I welcomed 2013 with open arms. It was a much needed year after our crazy 2012. It was a good year. A content year. Sure, we had a couple of sad events take place and that was tough. And, Hubby traveled a lot, but we all grew from this past year! And, I think my 2013 word of the year, expectation, was right on. I was able to manage my own expectations and wait with expectation on the Lord! But, while I'm enjoying reflecting on 2013, I'm looking forward to 2014! It's another one of those years where I don't know what to expect. And the last time I had one of those years, well, it was crazy! So, after several weeks of tossing a couple of words around that came to mind, I've decided to push on with my 2014 word of the year . . .
as defined by dictionary.com
1. possessing or exhibiting courage or courageous endurance.
1. to meet or face courageously.
2. to defy; challenge; dare.
I don't know what's ahead. None of us really do. But I do have several things that come to mind that will require me to remember Joshua 1:9, "Be strong and courageous.
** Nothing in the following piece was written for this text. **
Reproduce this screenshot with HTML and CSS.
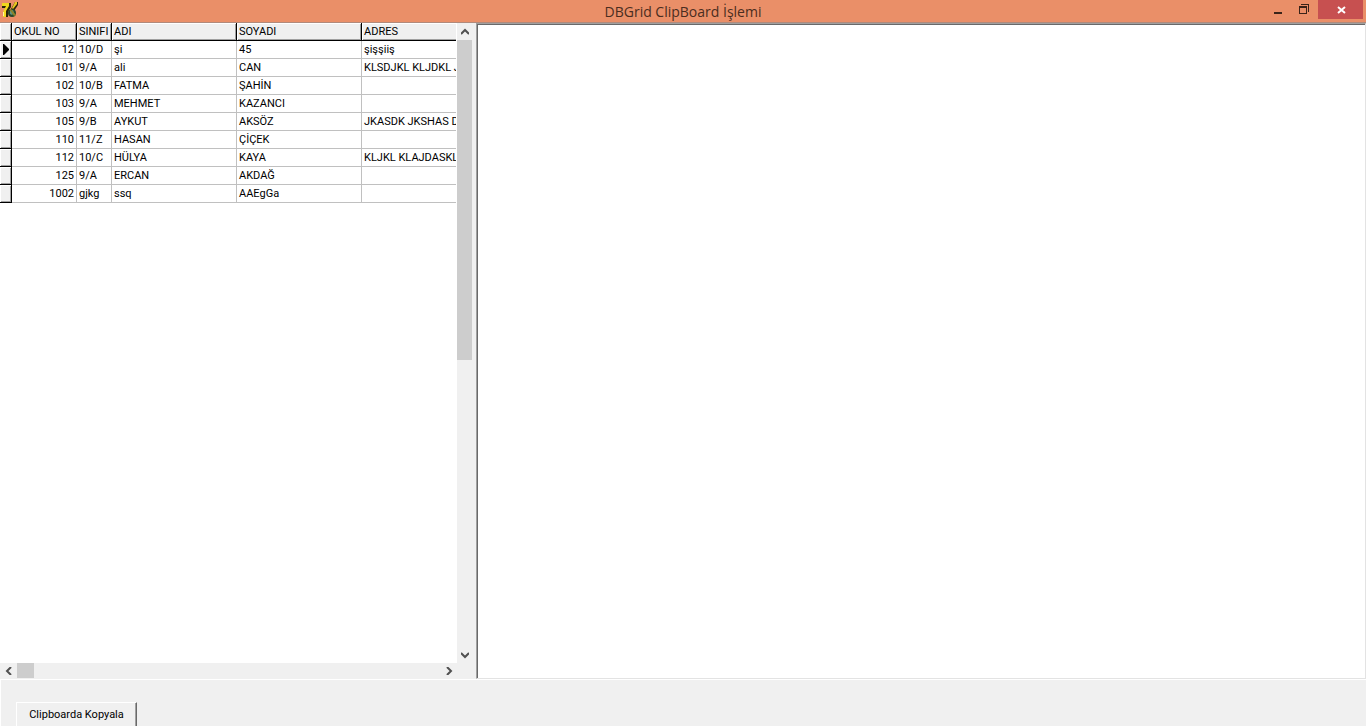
FILE: index.html
```html
<!DOCTYPE html>
<html lang="tr">
<head>
<meta charset="UTF-8">
<meta name="viewport" content="width=device-width, initial-scale=1">
<title>DBGrid ClipBoard İşlemi</title>
<link rel="stylesheet" href="styles.css">
</head>
<body>

  <!-- Başlık çubuğu -->
  <header class="titlebar">
    <svg class="app-icon" viewBox="0 0 17 17" width="17" height="17" aria-hidden="true">
      <path d="M1 1h9v4L7 10v5H2v-4l3-5H1z" fill="#2a2408"/>
      <path d="M1 1h7v3L5 9v6H2v-5l3-6H1z" fill="#f2d81c"/>
      <path d="M2 10h1v4H2z" fill="#fff6a0"/>
      <path d="M14 0h3v3l-4 6-3-2z" fill="#2a2408"/>
      <path d="M14 0h2v2l-4 5-1-1z" fill="#e8c820"/>
      <circle cx="11" cy="11" r="4" fill="#26482c"/>
      <path d="M9 9l3-1 1 3-2 2-2-1z" fill="#5f9080"/>
      <path d="M8 7h2l5 6-2 1z" fill="#8d8428"/>
    </svg>
    <h1>DBGrid ClipBoard İşlemi</h1>
    <div class="window-buttons">
      <button type="button" aria-label="Küçült">
        <svg viewBox="0 0 12 12" width="12" height="12"><path d="M2 8h8v2H2z" fill="#3a2419"/></svg>
      </button>
      <button type="button" aria-label="Geri yükle">
        <svg viewBox="0 0 12 12" width="12" height="12" shape-rendering="crispEdges"><path d="M3 0h8v8h-1V1H3zM1 2h8v8H1zM2 4v5h6V4z" fill="#3a2419" fill-rule="evenodd"/></svg>
      </button>
      <button type="button" class="close" aria-label="Kapat">
        <svg viewBox="0 0 12 12" width="12" height="12"><path d="M3 3l7 6M10 3L3 9" stroke="#fff" stroke-width="2"/></svg>
      </button>
    </div>
  </header>

  <main>
    <!-- Öğrenci listesi -->
    <section class="dbgrid">
      <div class="grid-view">
        <table>
          <colgroup>
            <col class="col-mark"><col class="col-no"><col class="col-sinif">
            <col class="col-ad"><col class="col-ad"><col class="col-adres">
          </colgroup>
          <thead>
            <tr><td class="mark"></td><th>OKUL NO</th><th>SINIFI</th><th>ADI</th><th>SOYADI</th><th>ADRES</th></tr>
          </thead>
          <tbody>
            <tr><td class="mark"><svg viewBox="0 0 6 11" width="6" height="11" aria-hidden="true"><path d="M0 0h1l5 5v1l-5 5H0z"/></svg></td><td class="no">12</td><td>10/D</td><td>şi</td><td>45</td><td>şişşiiş</td></tr>
            <tr><td class="mark"></td><td class="no">101</td><td>9/A</td><td>ali</td><td>CAN</td><td>KLSDJKL KLJDKL J</td></tr>
            <tr><td class="mark"></td><td class="no">102</td><td>10/B</td><td>FATMA</td><td>ŞAHİN</td><td></td></tr>
            <tr><td class="mark"></td><td class="no">103</td><td>9/A</td><td>MEHMET</td><td>KAZANCI</td><td></td></tr>
            <tr><td class="mark"></td><td class="no">105</td><td>9/B</td><td>AYKUT</td><td>AKSÖZ</td><td>JKASDK JKSHAS D</td></tr>
            <tr><td class="mark"></td><td class="no">110</td><td>11/Z</td><td>HASAN</td><td>ÇİÇEK</td><td></td></tr>
            <tr><td class="mark"></td><td class="no">112</td><td>10/C</td><td>HÜLYA</td><td>KAYA</td><td>KLJKL KLAJDASKL</td></tr>
            <tr><td class="mark"></td><td class="no">125</td><td>9/A</td><td>ERCAN</td><td>AKDAĞ</td><td></td></tr>
            <tr><td class="mark"></td><td class="no">1002</td><td>gjkg</td><td>ssq</td><td>AAEgGa</td><td></td></tr>
          </tbody>
        </table>
      </div>

      <div class="scroll vertical">
        <button type="button" aria-label="Yukarı"><svg viewBox="0 0 8 8" width="8" height="8"><path d="M0 6l4-4 4 4"/></svg></button>
        <div class="thumb"></div>
        <button type="button" aria-label="Aşağı"><svg viewBox="0 0 8 8" width="8" height="8"><path d="M0 2l4 4 4-4"/></svg></button>
      </div>

      <div class="scroll horizontal">
        <button type="button" aria-label="Sola"><svg viewBox="0 0 8 8" width="8" height="8"><path d="M6 0L2 4l4 4"/></svg></button>
        <div class="thumb"></div>
        <button type="button" aria-label="Sağa"><svg viewBox="0 0 8 8" width="8" height="8"><path d="M2 0l4 4-4 4"/></svg></button>
      </div>
    </section>

    <textarea class="memo" aria-label="Pano içeriği"></textarea>
  </main>

  <footer>
    <button type="button" class="copy">Clipboarda Kopyala</button>
  </footer>

</body>
</html>
```
FILE: styles.css
```css
* {
  box-sizing: border-box;
}

body {
  margin: 0;
  height: 100vh;
  display: flex;
  flex-direction: column;
  overflow: hidden;
  background: #f0f0f0;
  color: #000;
  font: 11px/14px Roboto, "Liberation Sans", sans-serif;
}

button {
  font: inherit;
  color: inherit;
  border: 0;
  padding: 0;
  background: none;
}

svg {
  display: block;
}

/* Başlık çubuğu */
.titlebar {
  flex: none;
  height: 23px;
  display: grid;
  grid-template-columns: 1fr auto 1fr;
  align-items: start;
  background: #ea8f68;
  border-bottom: 1px solid #b08a7c;
}

.app-icon {
  margin: 2px 1px;
}

.titlebar h1 {
  margin: 0;
  font: 14px/24px "Open Sans", "Noto Sans", sans-serif;
  color: #4a2d20;
}

.window-buttons {
  justify-self: end;
  display: flex;
  padding-right: 3px;
}

.window-buttons button {
  width: 26px;
  height: 19px;
  padding-right: 2px;
  display: flex;
  align-items: center;
  justify-content: center;
}

.window-buttons .close {
  width: 45px;
  padding: 0;
  background: #c75050;
}

/* Tablo ve metin alanı */
main {
  flex: 1;
  min-height: 0;
  display: flex;
}

.dbgrid {
  flex: 0 0 476px;
  display: grid;
  grid-template: 1fr 16px / 1fr 19px;
  background: #f0f0f0;
}

.grid-view {
  min-width: 0;
  overflow: hidden;
  background: #fff;
  border-right: 1px solid #fff;
}

table {
  width: 562px;
  table-layout: fixed;
  border-spacing: 0;
}

.col-mark { width: 12px; }
.col-no { width: 65px; }
.col-sinif { width: 35px; }
.col-ad { width: 125px; }
.col-adres { width: 200px; }

th,
td {
  height: 18px;
  padding: 0 2px;
  border-right: 1px solid #c0c0c0;
  border-bottom: 1px solid #c0c0c0;
  text-align: left;
  font-weight: normal;
  line-height: 17px;
  white-space: nowrap;
  overflow: hidden;
}

th,
.mark {
  background: #f0f0f0;
  border-color: #000;
  box-shadow: inset 1px 1px #fff, inset -1px -1px #a0a0a0;
}

.mark {
  padding: 0 3px;
}

.no {
  text-align: right;
}

/* Kaydırma çubukları */
.scroll {
  display: flex;
  background: #f0f0f0;
}

.scroll button {
  flex: none;
  width: 15px;
  height: 17px;
  display: flex;
  align-items: center;
  justify-content: center;
}

.scroll path {
  fill: none;
  stroke: #505050;
  stroke-width: 2;
}

.scroll .thumb {
  background: #cdcdcd;
}

.vertical {
  flex-direction: column;
}

.vertical .thumb {
  width: 15px;
  height: 320px;
}

.vertical button:last-child {
  margin-top: auto;
}

.horizontal button {
  width: 17px;
  height: 15px;
}

.horizontal .thumb {
  width: 17px;
  height: 15px;
}

.horizontal button:last-child {
  margin-left: auto;
}

.memo {
  flex: 1;
  min-width: 0;
  margin: 0;
  padding: 2px;
  border: 1px solid;
  border-color: #a0a0a0 #e3e3e3 #e3e3e3 #a0a0a0;
  border-radius: 0;
  box-shadow: inset 1px 1px #696969;
  background: #fff;
  font: inherit;
  resize: none;
  outline: 0;
}

/* Alt panel */
footer {
  flex: none;
  height: 47px;
  padding: 22px 15px 0;
  border: solid #fff;
  border-width: 1px 0 0 1px;
  overflow: hidden;
}

.copy {
  width: 121px;
  height: 26px;
  border: 1px solid;
  border-color: #fff #696969 #696969 #fff;
  box-shadow: inset -1px -1px #a0a0a0;
}
```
Do not be frightened and do not be dismayed, for the Lord your God is with you wherever you go." and to just be plain brave. Whether it's making decisions for our children, teaching our children, making decisions for our family, living intentionally for the Lord and not this world, stepping out of my comfort zone in many ways and challenging myself physically, mentally, spiritually and emotionally, there's a whole plethora of things that require me to be brave this year.
And to be completely honest, landing on this word, brave, scares me to death!